In the event it was the worst weather in the 13 years that Fright Night has been running, but not as bad as predicted, and it went ahead after some of the attractions were cancelled or relocated for health and safety reasons.

Although there was some rain and wind and turnout was down slightly, to between 35,000 and 40,000, the event was judged to be another major success. “Everything else went amazing well,” said Scott Barton, of Yellow Bus Events. “Good northern folk came through with their support.”

Now attention turns to the finances for next year, especially the council and the threat of a charge for the policing, suggested previously at £8,000.

Scott said: “There is nothing in the budget for a police charge and I can’t see the council are going to pay it. Therefore it would be terminal.”

He is seeking the support of South Yorkshire Police and Crime Commissioner Shaun Wright and local MP Clive Betts in discussions that will determine whether there is a Fright Night next year.

Meanwhile, the 13th almost turned out to be the unluckiest.

“The big safety issue was the wind. Certainly the forecast was a lot worse than what turned out, but you can’t take the risk.”

Calling off the event was “a serious consideration.

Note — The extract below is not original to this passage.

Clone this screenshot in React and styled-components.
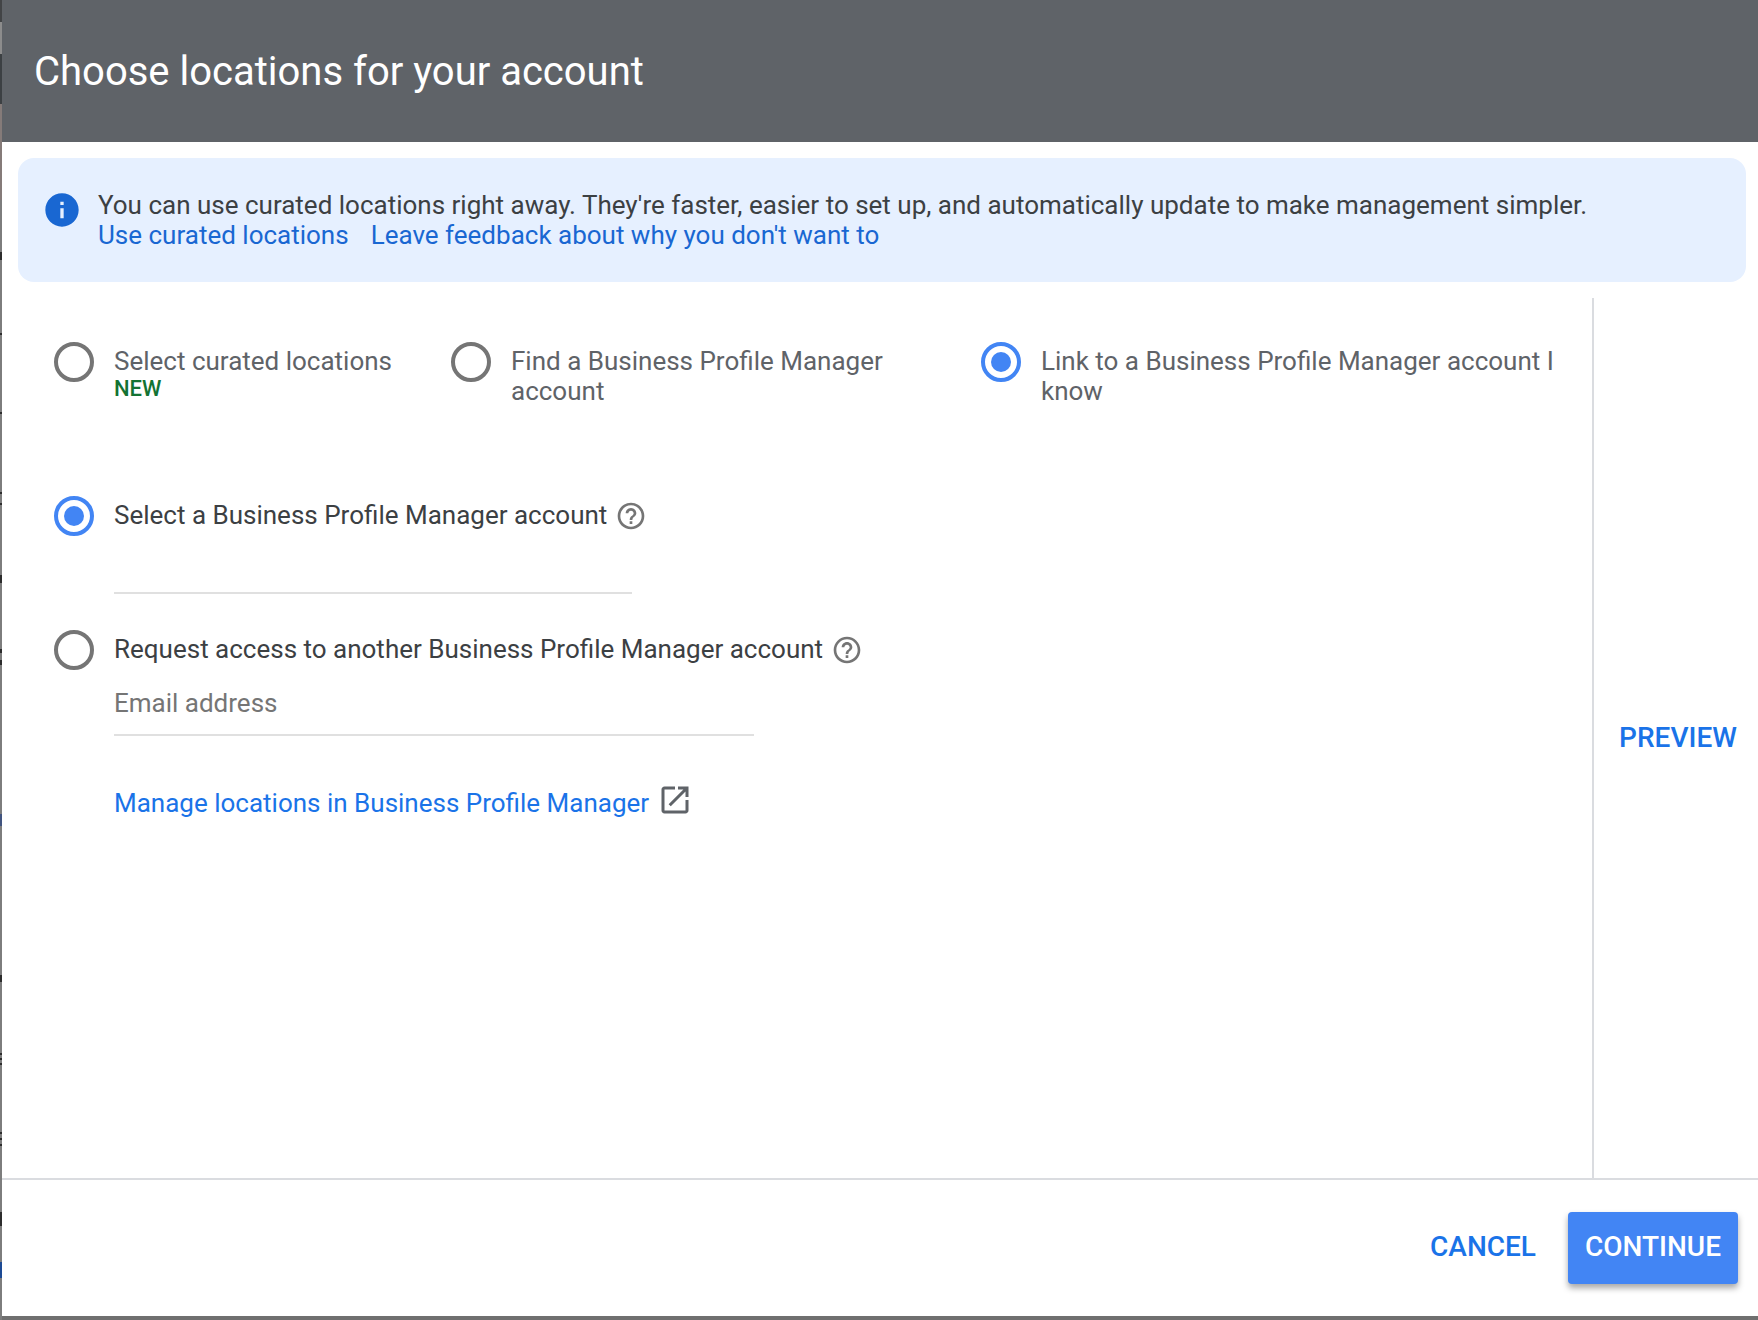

With the council, we have a responsibility to make sure visitors and performers are safe.”

A proposed performance by Hype Dance in Millennium Square was dropped because of the threat of the wind bringing down a gazebo covering lighting and sound equipment. A science demonstration - of activities such as exploding pumpkins - was relocated indoors, from Tudor Square to the Winter Garden.

The wind made it too dangerous to operate The Bomber, a fairground attraction in the shape of a giant rotating blade in Surrey Street next to the Central Library.

But there was plenty to entertain visitors, with entertainment across the city centre, starting with activities for younger children, Fright Night’s Little Brother, on The Moor.

Among the successes - again - were the zombies curated by Prof Vanessa Toulmin, of the University of Sheffield.

Some revellers had come from outside the Sheffield area.

Cat Barrington, aged 34, and partner Francis Gray, 32, had travelled from Dewsbury in West Yorkshire.

Cat said: “This is our second year at Fright Night and it is getting bigger and better. There are lots more costumes this year too - we love it.”